The group of statues in the entrance to Medrese Ulughbek show some famous scientists and artists of the 15th century with Ulughbek sitting in the middle.
This was the main lecture room in Sher-Dor Madrasah, used for special occasions with teachers coming from other universities of the world. The decoration was very rich and impressive. During Soviet times it was used as a podwer magazine. There was an accident and the explosion and fire damaged very bad this room. Unesco decided not to restore it in order to show the original decoration.

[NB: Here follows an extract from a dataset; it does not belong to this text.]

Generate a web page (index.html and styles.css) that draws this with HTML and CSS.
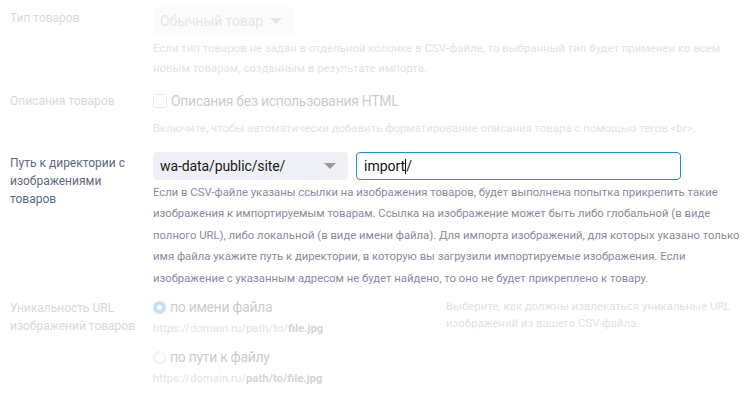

Nowadays it's like a showroom where you can buy the finest carpets of the World. It is not a very appreciated place. If tourists are not interested in carpets they don't come inside but take only 5 minutes, it's worth to see it!. Maybe it's the only original and untouched place in all Registan
This is the most famous sight in Samarkand and I was worried that it would be an anti-climax, particularly after Khiva and Bukhara but I need not have worried - it wasn't. It was the commercial centre of medieval Samarkand. When we arrived it was serving a more artistic purpose as the arena for researsals of a dance competition (see my third picture).
The buildings are (from left of main picture) Ulughbek Medressa, Tilla-Kari Medressa and Sher Dor Medressa.
The decoration on the building on the right (the Sher Dor Medressa) is supposed to be a lion chasing a gazelle, but it looked much more like a tiger and a dalmatian to me. Have a look at my second picture and make up your own mind.